● Information shown
____________________
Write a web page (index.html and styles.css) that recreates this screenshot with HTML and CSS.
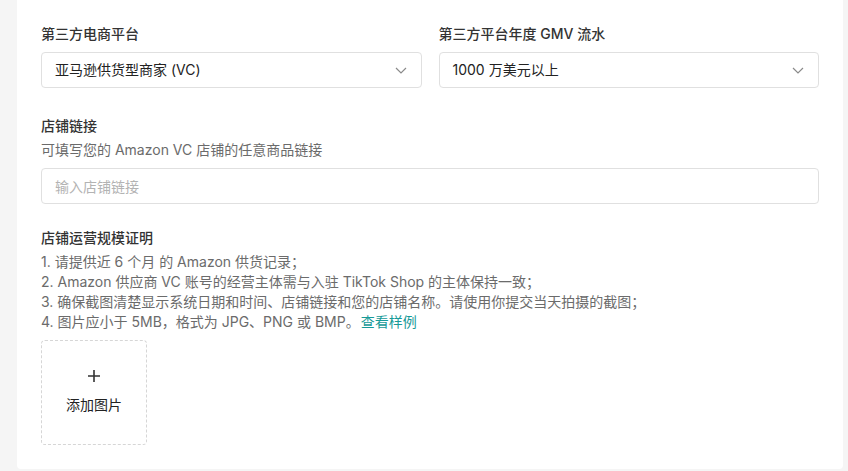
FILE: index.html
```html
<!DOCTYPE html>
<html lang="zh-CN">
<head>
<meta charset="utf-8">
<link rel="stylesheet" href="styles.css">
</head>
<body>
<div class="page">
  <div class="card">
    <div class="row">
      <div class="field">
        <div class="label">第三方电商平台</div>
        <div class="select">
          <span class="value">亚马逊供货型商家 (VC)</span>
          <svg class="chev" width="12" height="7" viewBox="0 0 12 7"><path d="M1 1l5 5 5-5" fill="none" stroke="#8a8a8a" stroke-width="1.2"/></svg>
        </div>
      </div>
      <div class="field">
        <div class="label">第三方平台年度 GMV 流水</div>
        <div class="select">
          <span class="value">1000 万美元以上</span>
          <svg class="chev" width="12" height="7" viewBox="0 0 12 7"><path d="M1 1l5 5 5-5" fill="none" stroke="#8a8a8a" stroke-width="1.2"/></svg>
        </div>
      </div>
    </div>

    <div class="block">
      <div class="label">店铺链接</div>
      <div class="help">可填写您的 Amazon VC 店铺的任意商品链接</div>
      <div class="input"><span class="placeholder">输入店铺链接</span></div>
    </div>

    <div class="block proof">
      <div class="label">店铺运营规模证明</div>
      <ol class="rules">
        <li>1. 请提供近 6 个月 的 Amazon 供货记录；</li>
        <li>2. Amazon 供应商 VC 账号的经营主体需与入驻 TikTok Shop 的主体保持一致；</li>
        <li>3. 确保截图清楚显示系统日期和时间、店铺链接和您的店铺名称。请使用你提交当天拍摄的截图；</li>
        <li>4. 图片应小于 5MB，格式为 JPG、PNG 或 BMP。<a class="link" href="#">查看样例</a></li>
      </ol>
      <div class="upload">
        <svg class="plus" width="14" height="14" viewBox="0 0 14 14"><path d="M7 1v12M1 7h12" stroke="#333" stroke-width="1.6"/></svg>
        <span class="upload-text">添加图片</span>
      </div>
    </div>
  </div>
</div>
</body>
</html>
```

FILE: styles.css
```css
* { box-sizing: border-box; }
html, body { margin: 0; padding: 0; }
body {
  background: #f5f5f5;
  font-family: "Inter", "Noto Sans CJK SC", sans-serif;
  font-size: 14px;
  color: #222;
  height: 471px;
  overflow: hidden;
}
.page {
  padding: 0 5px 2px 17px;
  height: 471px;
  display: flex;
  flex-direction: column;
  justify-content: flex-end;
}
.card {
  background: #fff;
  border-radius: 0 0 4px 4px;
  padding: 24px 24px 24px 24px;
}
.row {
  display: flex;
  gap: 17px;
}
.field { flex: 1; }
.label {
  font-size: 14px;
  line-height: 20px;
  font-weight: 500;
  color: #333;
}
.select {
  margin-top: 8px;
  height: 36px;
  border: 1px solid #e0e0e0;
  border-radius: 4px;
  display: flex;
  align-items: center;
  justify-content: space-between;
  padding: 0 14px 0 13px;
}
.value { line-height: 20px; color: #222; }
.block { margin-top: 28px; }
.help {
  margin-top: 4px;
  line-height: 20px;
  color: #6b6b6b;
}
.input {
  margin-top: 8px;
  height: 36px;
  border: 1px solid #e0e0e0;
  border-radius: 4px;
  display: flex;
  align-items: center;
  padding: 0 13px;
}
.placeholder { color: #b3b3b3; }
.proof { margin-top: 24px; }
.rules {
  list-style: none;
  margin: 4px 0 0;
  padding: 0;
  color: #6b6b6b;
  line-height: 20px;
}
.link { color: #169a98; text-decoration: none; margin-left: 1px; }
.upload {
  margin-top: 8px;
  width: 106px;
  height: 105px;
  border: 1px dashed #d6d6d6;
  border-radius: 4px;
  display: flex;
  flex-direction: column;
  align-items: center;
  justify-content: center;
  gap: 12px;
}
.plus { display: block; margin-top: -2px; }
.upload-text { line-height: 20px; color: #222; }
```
____________________
● Task directions
All of the data above should be quoted exactly, except for the pictures.

● Output of the exercise
Write a web page (index.html and styles.css) that recreates this screenshot with HTML and CSS.
FILE: index.html
```html
<!DOCTYPE html>
<html lang="zh-CN">
<head>
<meta charset="utf-8">
<link rel="stylesheet" href="styles.css">
</head>
<body>
<div class="page">
  <div class="card">
    <div class="row">
      <div class="field">
        <div class="label">第三方电商平台</div>
        <div class="select">
          <span class="value">亚马逊供货型商家 (VC)</span>
          <svg class="chev" width="12" height="7" viewBox="0 0 12 7"><path d="M1 1l5 5 5-5" fill="none" stroke="#8a8a8a" stroke-width="1.2"/></svg>
        </div>
      </div>
      <div class="field">
        <div class="label">第三方平台年度 GMV 流水</div>
        <div class="select">
          <span class="value">1000 万美元以上</span>
          <svg class="chev" width="12" height="7" viewBox="0 0 12 7"><path d="M1 1l5 5 5-5" fill="none" stroke="#8a8a8a" stroke-width="1.2"/></svg>
        </div>
      </div>
    </div>

    <div class="block">
      <div class="label">店铺链接</div>
      <div class="help">可填写您的 Amazon VC 店铺的任意商品链接</div>
      <div class="input"><span class="placeholder">输入店铺链接</span></div>
    </div>

    <div class="block proof">
      <div class="label">店铺运营规模证明</div>
      <ol class="rules">
        <li>1. 请提供近 6 个月 的 Amazon 供货记录；</li>
        <li>2. Amazon 供应商 VC 账号的经营主体需与入驻 TikTok Shop 的主体保持一致；</li>
        <li>3. 确保截图清楚显示系统日期和时间、店铺链接和您的店铺名称。请使用你提交当天拍摄的截图；</li>
        <li>4. 图片应小于 5MB，格式为 JPG、PNG 或 BMP。<a class="link" href="#">查看样例</a></li>
      </ol>
      <div class="upload">
        <svg class="plus" width="14" height="14" viewBox="0 0 14 14"><path d="M7 1v12M1 7h12" stroke="#333" stroke-width="1.6"/></svg>
        <span class="upload-text">添加图片</span>
      </div>
    </div>
  </div>
</div>
</body>
</html>
```

FILE: styles.css
```css
* { box-sizing: border-box; }
html, body { margin: 0; padding: 0; }
body {
  background: #f5f5f5;
  font-family: "Inter", "Noto Sans CJK SC", sans-serif;
  font-size: 14px;
  color: #222;
  height: 471px;
  overflow: hidden;
}
.page {
  padding: 0 5px 2px 17px;
  height: 471px;
  display: flex;
  flex-direction: column;
  justify-content: flex-end;
}
.card {
  background: #fff;
  border-radius: 0 0 4px 4px;
  padding: 24px 24px 24px 24px;
}
.row {
  display: flex;
  gap: 17px;
}
.field { flex: 1; }
.label {
  font-size: 14px;
  line-height: 20px;
  font-weight: 500;
  color: #333;
}
.select {
  margin-top: 8px;
  height: 36px;
  border: 1px solid #e0e0e0;
  border-radius: 4px;
  display: flex;
  align-items: center;
  justify-content: space-between;
  padding: 0 14px 0 13px;
}
.value { line-height: 20px; color: #222; }
.block { margin-top: 28px; }
.help {
  margin-top: 4px;
  line-height: 20px;
  color: #6b6b6b;
}
.input {
  margin-top: 8px;
  height: 36px;
  border: 1px solid #e0e0e0;
  border-radius: 4px;
  display: flex;
  align-items: center;
  padding: 0 13px;
}
.placeholder { color: #b3b3b3; }
.proof { margin-top: 24px; }
.rules {
  list-style: none;
  margin: 4px 0 0;
  padding: 0;
  color: #6b6b6b;
  line-height: 20px;
}
.link { color: #169a98; text-decoration: none; margin-left: 1px; }
.upload {
  margin-top: 8px;
  width: 106px;
  height: 105px;
  border: 1px dashed #d6d6d6;
  border-radius: 4px;
  display: flex;
  flex-direction: column;
  align-items: center;
  justify-content: center;
  gap: 12px;
}
.plus { display: block; margin-top: -2px; }
.upload-text { line-height: 20px; color: #222; }
```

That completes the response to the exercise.